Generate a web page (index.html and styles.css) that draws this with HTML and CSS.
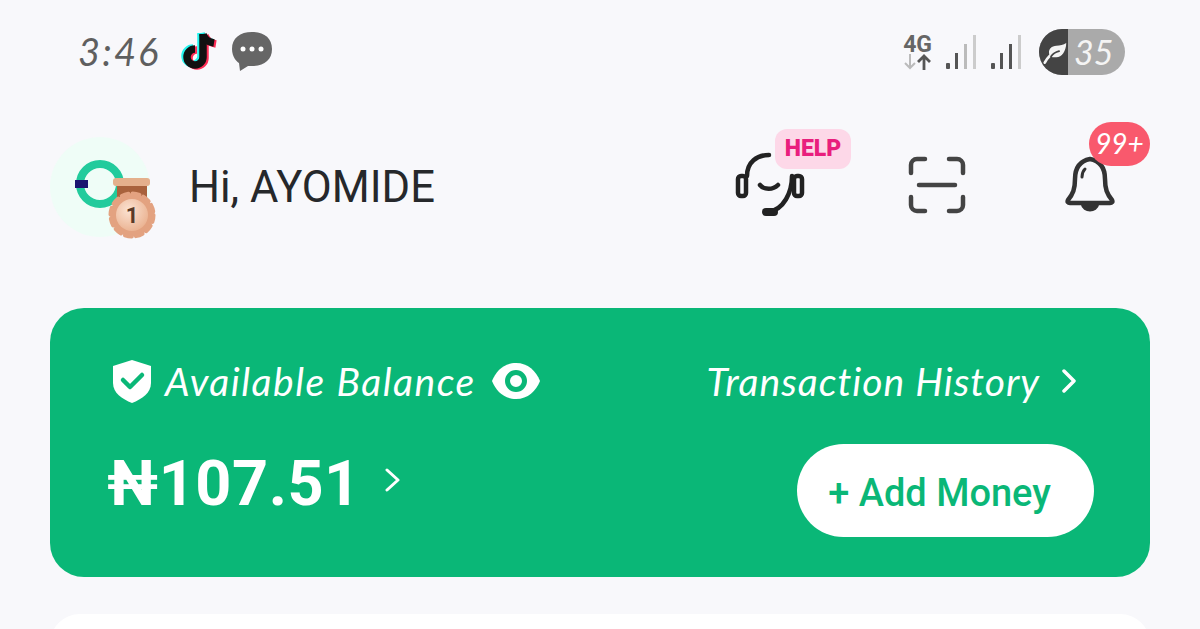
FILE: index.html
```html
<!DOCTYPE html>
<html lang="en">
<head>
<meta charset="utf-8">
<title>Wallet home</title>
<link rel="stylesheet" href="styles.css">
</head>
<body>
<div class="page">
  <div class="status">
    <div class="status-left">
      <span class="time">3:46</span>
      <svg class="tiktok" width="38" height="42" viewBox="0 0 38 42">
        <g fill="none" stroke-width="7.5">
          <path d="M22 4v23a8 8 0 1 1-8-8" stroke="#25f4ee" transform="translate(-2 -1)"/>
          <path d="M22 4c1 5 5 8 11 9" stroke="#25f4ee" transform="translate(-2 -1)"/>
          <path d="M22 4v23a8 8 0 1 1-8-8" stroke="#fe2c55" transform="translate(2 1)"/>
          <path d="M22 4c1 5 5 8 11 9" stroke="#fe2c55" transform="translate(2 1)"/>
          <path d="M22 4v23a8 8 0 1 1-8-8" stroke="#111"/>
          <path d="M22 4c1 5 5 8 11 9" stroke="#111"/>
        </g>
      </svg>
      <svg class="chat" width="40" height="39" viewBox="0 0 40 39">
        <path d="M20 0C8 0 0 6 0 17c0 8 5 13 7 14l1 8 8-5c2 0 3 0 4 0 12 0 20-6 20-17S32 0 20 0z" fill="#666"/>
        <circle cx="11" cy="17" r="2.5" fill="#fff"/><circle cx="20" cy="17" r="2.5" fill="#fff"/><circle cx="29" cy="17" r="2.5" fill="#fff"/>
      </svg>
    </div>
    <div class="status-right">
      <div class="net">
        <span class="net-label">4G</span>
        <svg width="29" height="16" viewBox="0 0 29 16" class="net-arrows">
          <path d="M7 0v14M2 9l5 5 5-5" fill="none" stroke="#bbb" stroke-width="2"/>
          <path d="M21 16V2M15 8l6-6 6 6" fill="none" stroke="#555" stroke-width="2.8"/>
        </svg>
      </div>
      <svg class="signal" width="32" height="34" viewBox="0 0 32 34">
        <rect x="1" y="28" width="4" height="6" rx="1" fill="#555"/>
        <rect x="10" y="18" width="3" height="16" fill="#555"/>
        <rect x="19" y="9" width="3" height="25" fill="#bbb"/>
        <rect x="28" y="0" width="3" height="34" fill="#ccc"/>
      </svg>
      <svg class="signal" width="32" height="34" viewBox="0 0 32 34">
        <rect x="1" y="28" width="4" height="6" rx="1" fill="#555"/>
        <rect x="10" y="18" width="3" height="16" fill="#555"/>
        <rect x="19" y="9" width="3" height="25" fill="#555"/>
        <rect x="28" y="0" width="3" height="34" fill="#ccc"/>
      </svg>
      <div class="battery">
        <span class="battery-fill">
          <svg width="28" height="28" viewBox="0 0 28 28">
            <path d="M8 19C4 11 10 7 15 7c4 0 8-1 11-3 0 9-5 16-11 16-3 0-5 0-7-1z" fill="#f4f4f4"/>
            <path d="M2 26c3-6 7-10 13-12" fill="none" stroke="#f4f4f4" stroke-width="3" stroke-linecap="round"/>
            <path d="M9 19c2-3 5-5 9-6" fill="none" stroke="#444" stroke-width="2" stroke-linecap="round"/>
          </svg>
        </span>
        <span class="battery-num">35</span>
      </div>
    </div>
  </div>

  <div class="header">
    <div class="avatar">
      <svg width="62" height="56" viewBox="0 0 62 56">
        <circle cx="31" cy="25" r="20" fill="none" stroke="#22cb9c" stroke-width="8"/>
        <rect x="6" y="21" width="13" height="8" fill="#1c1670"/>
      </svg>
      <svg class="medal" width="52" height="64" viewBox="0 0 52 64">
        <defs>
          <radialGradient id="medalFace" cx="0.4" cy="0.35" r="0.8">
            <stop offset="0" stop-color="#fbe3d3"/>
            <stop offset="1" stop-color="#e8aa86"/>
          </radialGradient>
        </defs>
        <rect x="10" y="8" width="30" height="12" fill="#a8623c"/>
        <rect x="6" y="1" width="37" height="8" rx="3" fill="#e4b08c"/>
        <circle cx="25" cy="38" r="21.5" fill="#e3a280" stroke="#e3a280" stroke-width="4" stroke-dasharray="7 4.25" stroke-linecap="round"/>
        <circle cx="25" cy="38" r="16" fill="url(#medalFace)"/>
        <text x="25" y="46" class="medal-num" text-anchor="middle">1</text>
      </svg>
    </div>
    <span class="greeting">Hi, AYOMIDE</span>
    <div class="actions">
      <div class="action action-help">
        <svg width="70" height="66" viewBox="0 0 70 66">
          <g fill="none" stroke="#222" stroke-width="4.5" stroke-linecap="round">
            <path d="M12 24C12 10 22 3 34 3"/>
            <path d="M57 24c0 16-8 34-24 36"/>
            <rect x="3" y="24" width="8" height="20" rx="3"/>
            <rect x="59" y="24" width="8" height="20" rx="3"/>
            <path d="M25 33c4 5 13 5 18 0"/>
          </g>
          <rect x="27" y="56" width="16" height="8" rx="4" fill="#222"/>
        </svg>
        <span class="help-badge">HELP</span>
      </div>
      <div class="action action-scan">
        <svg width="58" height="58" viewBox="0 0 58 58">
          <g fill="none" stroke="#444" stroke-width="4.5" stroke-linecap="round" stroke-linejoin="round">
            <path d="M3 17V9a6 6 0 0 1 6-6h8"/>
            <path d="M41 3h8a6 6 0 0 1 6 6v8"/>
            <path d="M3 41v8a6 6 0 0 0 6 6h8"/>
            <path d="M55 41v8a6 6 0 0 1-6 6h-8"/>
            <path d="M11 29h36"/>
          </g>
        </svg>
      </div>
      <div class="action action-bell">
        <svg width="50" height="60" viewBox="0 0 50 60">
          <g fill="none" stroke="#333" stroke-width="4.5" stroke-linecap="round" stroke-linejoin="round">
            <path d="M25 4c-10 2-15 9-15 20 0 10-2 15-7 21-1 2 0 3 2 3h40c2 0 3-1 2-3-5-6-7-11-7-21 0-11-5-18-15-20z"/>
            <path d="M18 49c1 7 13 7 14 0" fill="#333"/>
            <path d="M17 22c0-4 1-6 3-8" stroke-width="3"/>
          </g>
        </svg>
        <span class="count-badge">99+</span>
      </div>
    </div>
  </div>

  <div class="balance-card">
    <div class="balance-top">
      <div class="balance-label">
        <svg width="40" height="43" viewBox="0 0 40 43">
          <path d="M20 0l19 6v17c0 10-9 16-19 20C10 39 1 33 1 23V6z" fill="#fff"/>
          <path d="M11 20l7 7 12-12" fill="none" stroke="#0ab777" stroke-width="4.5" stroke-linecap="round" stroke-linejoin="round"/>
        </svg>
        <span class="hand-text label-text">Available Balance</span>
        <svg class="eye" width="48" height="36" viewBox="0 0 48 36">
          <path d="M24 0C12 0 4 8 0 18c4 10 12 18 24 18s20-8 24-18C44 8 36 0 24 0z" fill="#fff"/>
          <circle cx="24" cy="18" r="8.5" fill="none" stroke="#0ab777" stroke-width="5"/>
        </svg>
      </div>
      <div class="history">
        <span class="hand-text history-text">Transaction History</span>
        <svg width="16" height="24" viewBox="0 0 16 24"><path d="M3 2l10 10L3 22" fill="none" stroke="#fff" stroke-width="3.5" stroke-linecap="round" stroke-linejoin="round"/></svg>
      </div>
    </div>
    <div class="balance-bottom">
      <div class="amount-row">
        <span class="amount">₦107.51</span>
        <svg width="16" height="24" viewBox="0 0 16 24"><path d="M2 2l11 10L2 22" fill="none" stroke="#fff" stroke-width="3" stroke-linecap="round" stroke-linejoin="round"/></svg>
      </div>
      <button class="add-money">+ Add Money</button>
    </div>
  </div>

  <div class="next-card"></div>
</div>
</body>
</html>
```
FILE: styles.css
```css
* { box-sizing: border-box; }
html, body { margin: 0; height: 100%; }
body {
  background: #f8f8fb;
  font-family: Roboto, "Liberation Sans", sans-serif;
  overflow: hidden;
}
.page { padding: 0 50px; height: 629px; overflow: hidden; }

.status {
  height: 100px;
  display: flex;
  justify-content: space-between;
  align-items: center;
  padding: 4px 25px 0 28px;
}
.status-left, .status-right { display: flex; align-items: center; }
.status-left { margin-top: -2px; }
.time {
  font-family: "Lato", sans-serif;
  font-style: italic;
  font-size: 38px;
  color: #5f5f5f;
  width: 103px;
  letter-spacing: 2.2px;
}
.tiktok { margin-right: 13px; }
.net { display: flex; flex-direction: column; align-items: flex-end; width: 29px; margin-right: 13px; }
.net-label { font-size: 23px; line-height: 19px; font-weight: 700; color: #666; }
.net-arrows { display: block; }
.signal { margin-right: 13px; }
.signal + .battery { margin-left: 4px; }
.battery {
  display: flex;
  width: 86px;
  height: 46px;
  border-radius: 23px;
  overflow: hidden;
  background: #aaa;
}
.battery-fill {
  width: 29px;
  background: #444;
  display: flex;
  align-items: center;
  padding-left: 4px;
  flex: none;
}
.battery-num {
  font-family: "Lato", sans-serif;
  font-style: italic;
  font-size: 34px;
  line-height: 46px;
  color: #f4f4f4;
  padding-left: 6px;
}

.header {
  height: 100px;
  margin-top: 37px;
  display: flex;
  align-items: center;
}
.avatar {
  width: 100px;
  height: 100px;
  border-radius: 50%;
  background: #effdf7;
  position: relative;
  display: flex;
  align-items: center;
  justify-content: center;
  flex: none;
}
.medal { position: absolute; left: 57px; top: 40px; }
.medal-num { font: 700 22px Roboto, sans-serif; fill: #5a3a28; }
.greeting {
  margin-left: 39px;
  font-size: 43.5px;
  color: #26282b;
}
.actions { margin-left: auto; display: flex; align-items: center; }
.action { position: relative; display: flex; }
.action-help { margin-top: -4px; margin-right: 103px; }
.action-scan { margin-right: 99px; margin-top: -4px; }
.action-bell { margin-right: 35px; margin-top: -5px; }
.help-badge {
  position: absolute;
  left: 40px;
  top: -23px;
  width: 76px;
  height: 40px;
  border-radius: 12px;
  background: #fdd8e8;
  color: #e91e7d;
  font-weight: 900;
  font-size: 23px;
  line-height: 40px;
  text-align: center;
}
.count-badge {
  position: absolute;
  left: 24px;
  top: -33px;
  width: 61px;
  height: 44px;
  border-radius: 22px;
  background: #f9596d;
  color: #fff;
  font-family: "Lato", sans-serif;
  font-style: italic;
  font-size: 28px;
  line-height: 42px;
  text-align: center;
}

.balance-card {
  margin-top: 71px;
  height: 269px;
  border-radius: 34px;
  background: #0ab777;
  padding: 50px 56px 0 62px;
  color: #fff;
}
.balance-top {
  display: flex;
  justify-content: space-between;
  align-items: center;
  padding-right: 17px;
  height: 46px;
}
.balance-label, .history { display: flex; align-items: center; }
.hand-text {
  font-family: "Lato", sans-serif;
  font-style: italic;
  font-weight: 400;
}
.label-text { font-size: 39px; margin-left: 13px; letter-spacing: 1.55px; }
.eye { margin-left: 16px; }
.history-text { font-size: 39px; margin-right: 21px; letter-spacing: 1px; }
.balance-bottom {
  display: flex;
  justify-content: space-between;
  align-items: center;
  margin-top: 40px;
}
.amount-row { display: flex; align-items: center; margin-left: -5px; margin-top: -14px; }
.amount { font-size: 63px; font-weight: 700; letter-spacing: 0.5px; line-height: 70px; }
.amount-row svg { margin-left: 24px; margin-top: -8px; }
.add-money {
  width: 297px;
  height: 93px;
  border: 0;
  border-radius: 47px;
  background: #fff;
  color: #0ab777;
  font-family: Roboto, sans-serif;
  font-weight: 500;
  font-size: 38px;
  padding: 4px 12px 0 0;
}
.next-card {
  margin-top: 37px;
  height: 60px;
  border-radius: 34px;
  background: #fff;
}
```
::::
Problem:
Locate and copy each line in the data above that includes the word "styles".

Exercise output:
Generate a web page (index.html and styles.css) that draws this with HTML and CSS.
<link rel="stylesheet" href="styles.css">
FILE: styles.css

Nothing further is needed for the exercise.